= TASK PROMPT =
Give every line below again, exactly.

* Begin SUPPLIED MATERIAL *

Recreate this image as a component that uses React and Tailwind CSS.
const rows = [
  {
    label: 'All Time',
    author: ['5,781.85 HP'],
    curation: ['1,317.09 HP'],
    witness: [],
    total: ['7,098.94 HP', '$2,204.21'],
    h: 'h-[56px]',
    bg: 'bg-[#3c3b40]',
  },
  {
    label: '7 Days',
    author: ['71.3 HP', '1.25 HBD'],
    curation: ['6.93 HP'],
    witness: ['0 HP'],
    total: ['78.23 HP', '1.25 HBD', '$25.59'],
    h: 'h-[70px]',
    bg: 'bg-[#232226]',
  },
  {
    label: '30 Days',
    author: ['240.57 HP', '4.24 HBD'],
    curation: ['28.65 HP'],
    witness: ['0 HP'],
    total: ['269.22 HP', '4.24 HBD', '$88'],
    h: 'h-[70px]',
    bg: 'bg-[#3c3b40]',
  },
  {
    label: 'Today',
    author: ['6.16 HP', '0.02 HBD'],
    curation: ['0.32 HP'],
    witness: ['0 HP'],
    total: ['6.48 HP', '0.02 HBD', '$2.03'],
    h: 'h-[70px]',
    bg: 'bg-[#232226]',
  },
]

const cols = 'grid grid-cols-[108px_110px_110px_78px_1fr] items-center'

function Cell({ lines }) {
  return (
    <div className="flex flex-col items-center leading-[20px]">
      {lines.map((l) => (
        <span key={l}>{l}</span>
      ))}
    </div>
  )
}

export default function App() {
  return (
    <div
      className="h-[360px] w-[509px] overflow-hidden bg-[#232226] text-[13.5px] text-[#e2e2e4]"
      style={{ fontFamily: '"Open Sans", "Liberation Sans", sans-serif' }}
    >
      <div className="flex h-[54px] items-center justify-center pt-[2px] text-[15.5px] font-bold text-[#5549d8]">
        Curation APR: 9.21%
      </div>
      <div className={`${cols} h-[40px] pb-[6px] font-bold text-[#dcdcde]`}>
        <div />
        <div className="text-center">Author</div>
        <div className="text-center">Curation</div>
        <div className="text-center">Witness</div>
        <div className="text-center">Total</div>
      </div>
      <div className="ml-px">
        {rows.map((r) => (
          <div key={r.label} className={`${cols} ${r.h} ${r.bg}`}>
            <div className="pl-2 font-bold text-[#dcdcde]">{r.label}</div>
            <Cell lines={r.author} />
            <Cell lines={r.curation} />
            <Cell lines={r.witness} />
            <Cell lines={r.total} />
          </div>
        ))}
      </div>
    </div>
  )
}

* End SUPPLIED MATERIAL *

= WRITTEN SOLUTION =
Recreate this image as a component that uses React and Tailwind CSS.
const rows = [
  {
    label: 'All Time',
    author: ['5,781.85 HP'],
    curation: ['1,317.09 HP'],
    witness: [],
    total: ['7,098.94 HP', '$2,204.21'],
    h: 'h-[56px]',
    bg: 'bg-[#3c3b40]',
  },
  {
    label: '7 Days',
    author: ['71.3 HP', '1.25 HBD'],
    curation: ['6.93 HP'],
    witness: ['0 HP'],
    total: ['78.23 HP', '1.25 HBD', '$25.59'],
    h: 'h-[70px]',
    bg: 'bg-[#232226]',
  },
  {
    label: '30 Days',
    author: ['240.57 HP', '4.24 HBD'],
    curation: ['28.65 HP'],
    witness: ['0 HP'],
    total: ['269.22 HP', '4.24 HBD', '$88'],
    h: 'h-[70px]',
    bg: 'bg-[#3c3b40]',
  },
  {
    label: 'Today',
    author: ['6.16 HP', '0.02 HBD'],
    curation: ['0.32 HP'],
    witness: ['0 HP'],
    total: ['6.48 HP', '0.02 HBD', '$2.03'],
    h: 'h-[70px]',
    bg: 'bg-[#232226]',
  },
]

const cols = 'grid grid-cols-[108px_110px_110px_78px_1fr] items-center'

function Cell({ lines }) {
  return (
    <div className="flex flex-col items-center leading-[20px]">
      {lines.map((l) => (
        <span key={l}>{l}</span>
      ))}
    </div>
  )
}

export default function App() {
  return (
    <div
      className="h-[360px] w-[509px] overflow-hidden bg-[#232226] text-[13.5px] text-[#e2e2e4]"
      style={{ fontFamily: '"Open Sans", "Liberation Sans", sans-serif' }}
    >
      <div className="flex h-[54px] items-center justify-center pt-[2px] text-[15.5px] font-bold text-[#5549d8]">
        Curation APR: 9.21%
      </div>
      <div className={`${cols} h-[40px] pb-[6px] font-bold text-[#dcdcde]`}>
        <div />
        <div className="text-center">Author</div>
        <div className="text-center">Curation</div>
        <div className="text-center">Witness</div>
        <div className="text-center">Total</div>
      </div>
      <div className="ml-px">
        {rows.map((r) => (
          <div key={r.label} className={`${cols} ${r.h} ${r.bg}`}>
            <div className="pl-2 font-bold text-[#dcdcde]">{r.label}</div>
            <Cell lines={r.author} />
            <Cell lines={r.curation} />
            <Cell lines={r.witness} />
            <Cell lines={r.total} />
          </div>
        ))}
      </div>
    </div>
  )
}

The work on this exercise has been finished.